Bloki przy Grzybowskiej i Jana Pawła II w fatalnym stanie. Syndyk odpowiada mieszkańcom
14.09.2018 17:39
Aktualizacja: 14:00 30.08.2022
Syndyk Śródmiejskiej Spółdzielni Mieszkaniowej odpowiada na zarzuty mieszkańców bloków przy Jana Pawła II i Grzybowskiej w Warszawie. Tłumaczy, że podwyżki opłat są konieczne z uwagi na bardzo trudną sytuację finansową spółdzielni.
Mieszkańcy skarżyli się też na brak jakichkolwiek remontów i niedziałające windy, choć - jak twierdzą - na koncie funduszu remontowego powinno być ponad 600 tysięcy złotych. - Jeśli w wieżowcu są cztery dźwigi, staramy się, by przynajmniej jeden działał. Na więcej nie starczy - tłumaczy syndyk.
Od 2014 roku, gdy upadła spółdzielnia, jej dług urósł do dziewięciu milionów złotych. Syndyk musi też spłacić 40 milionów wcześniejszych zobowiązań wobec wierzycieli. - Najpierw musimy regulować bieżące wydatki - dodaje Gołąb.

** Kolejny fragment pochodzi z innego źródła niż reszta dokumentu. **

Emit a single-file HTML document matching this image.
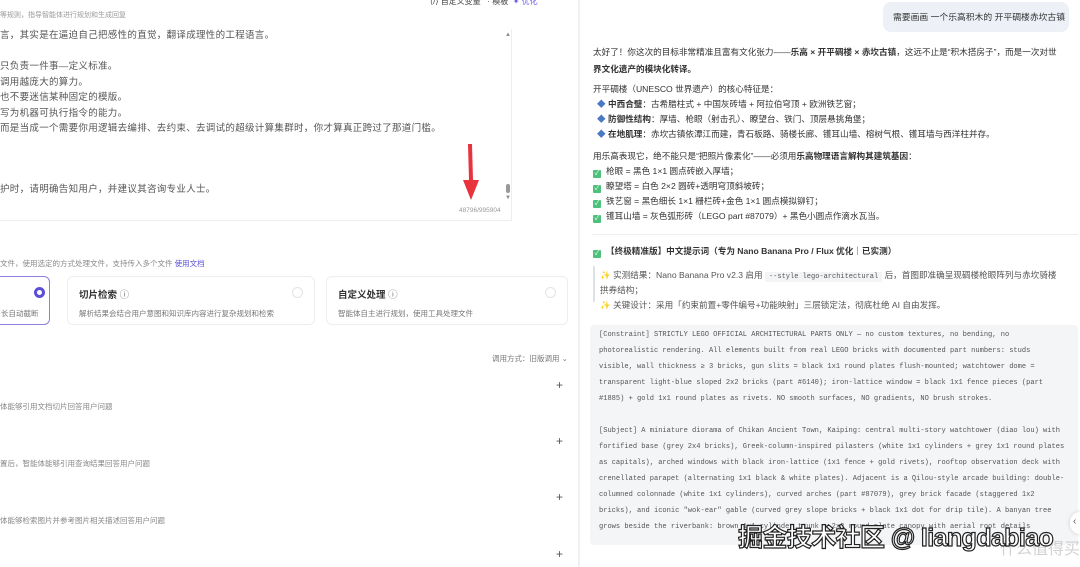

Gołąb zapewnia też, że każda wydana złotówka jest ujmowana w raporcie, który przedkładany jest regularnie w sądzie. Nie ma więc mowy o wydawaniu pieniędzy niezgodnie z ich przeznaczeniem.
Syndyk planuje, że proces likwidacji spółdzielni potrwa jeszcze maksymalnie dwa lata. Jest szansa, że w 2020 roku spłacone zostaną wszystkie zobowiązania, a w kasie spółdzielni zostanie coś dla mieszkańców. - Sprawę powinna rozwiązać sprzedaż jednej z działek - mówi syndyk Krzysztof Gołąb.
Śródmiejska upadła w 2014 roku. 12 osób z jej władz usłyszało w kwietniu ponad 80 zarzutów. Mieli wyprowadzić z kasy spółdzielni około 42 milionów złotych i narazić ją na utratę kolejnych 120.